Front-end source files

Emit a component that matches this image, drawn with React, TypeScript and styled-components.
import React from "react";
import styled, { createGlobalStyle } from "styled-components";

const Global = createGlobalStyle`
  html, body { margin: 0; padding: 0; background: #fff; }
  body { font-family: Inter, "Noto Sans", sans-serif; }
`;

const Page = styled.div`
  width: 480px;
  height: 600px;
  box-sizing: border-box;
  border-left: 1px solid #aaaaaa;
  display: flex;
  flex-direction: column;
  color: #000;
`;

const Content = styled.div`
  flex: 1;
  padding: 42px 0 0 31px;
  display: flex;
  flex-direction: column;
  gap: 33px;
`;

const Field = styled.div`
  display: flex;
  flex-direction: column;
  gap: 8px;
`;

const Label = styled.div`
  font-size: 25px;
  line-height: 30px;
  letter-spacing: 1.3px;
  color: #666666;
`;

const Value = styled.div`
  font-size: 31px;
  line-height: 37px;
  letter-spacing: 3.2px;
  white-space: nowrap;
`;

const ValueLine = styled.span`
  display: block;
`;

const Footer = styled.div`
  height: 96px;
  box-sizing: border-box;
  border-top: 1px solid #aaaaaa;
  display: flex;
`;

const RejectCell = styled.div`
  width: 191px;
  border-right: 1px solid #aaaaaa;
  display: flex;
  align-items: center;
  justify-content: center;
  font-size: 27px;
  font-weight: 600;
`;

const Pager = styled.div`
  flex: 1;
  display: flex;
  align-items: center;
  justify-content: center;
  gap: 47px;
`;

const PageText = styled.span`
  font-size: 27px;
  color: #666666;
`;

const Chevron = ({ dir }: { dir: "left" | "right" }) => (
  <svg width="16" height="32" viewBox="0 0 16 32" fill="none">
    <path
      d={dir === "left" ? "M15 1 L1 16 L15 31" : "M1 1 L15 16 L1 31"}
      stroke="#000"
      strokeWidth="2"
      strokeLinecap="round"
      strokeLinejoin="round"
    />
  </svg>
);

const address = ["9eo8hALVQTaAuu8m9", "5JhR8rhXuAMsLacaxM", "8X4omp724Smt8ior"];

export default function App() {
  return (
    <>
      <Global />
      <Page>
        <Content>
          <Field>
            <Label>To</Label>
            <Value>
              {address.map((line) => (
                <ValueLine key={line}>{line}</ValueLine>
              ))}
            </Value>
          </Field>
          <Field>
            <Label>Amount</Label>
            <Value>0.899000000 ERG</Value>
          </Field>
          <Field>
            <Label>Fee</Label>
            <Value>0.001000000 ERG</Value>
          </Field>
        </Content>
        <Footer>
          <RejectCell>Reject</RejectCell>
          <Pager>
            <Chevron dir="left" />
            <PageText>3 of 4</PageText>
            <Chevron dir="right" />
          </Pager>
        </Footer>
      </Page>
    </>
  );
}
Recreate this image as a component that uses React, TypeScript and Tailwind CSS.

EXERCISE DETAILS.
Exactly reproduce all of the entries.

EXERCISE SOLUTION.
Emit a component that matches this image, drawn with React, TypeScript and styled-components.
import React from "react";
import styled, { createGlobalStyle } from "styled-components";

const Global = createGlobalStyle`
  html, body { margin: 0; padding: 0; background: #fff; }
  body { font-family: Inter, "Noto Sans", sans-serif; }
`;

const Page = styled.div`
  width: 480px;
  height: 600px;
  box-sizing: border-box;
  border-left: 1px solid #aaaaaa;
  display: flex;
  flex-direction: column;
  color: #000;
`;

const Content = styled.div`
  flex: 1;
  padding: 42px 0 0 31px;
  display: flex;
  flex-direction: column;
  gap: 33px;
`;

const Field = styled.div`
  display: flex;
  flex-direction: column;
  gap: 8px;
`;

const Label = styled.div`
  font-size: 25px;
  line-height: 30px;
  letter-spacing: 1.3px;
  color: #666666;
`;

const Value = styled.div`
  font-size: 31px;
  line-height: 37px;
  letter-spacing: 3.2px;
  white-space: nowrap;
`;

const ValueLine = styled.span`
  display: block;
`;

const Footer = styled.div`
  height: 96px;
  box-sizing: border-box;
  border-top: 1px solid #aaaaaa;
  display: flex;
`;

const RejectCell = styled.div`
  width: 191px;
  border-right: 1px solid #aaaaaa;
  display: flex;
  align-items: center;
  justify-content: center;
  font-size: 27px;
  font-weight: 600;
`;

const Pager = styled.div`
  flex: 1;
  display: flex;
  align-items: center;
  justify-content: center;
  gap: 47px;
`;

const PageText = styled.span`
  font-size: 27px;
  color: #666666;
`;

const Chevron = ({ dir }: { dir: "left" | "right" }) => (
  <svg width="16" height="32" viewBox="0 0 16 32" fill="none">
    <path
      d={dir === "left" ? "M15 1 L1 16 L15 31" : "M1 1 L15 16 L1 31"}
      stroke="#000"
      strokeWidth="2"
      strokeLinecap="round"
      strokeLinejoin="round"
    />
  </svg>
);

const address = ["9eo8hALVQTaAuu8m9", "5JhR8rhXuAMsLacaxM", "8X4omp724Smt8ior"];

export default function App() {
  return (
    <>
      <Global />
      <Page>
        <Content>
          <Field>
            <Label>To</Label>
            <Value>
              {address.map((line) => (
                <ValueLine key={line}>{line}</ValueLine>
              ))}
            </Value>
          </Field>
          <Field>
            <Label>Amount</Label>
            <Value>0.899000000 ERG</Value>
          </Field>
          <Field>
            <Label>Fee</Label>
            <Value>0.001000000 ERG</Value>
          </Field>
        </Content>
        <Footer>
          <RejectCell>Reject</RejectCell>
          <Pager>
            <Chevron dir="left" />
            <PageText>3 of 4</PageText>
            <Chevron dir="right" />
          </Pager>
        </Footer>
      </Page>
    </>
  );
}
Recreate this image as a component that uses React, TypeScript and Tailwind CSS.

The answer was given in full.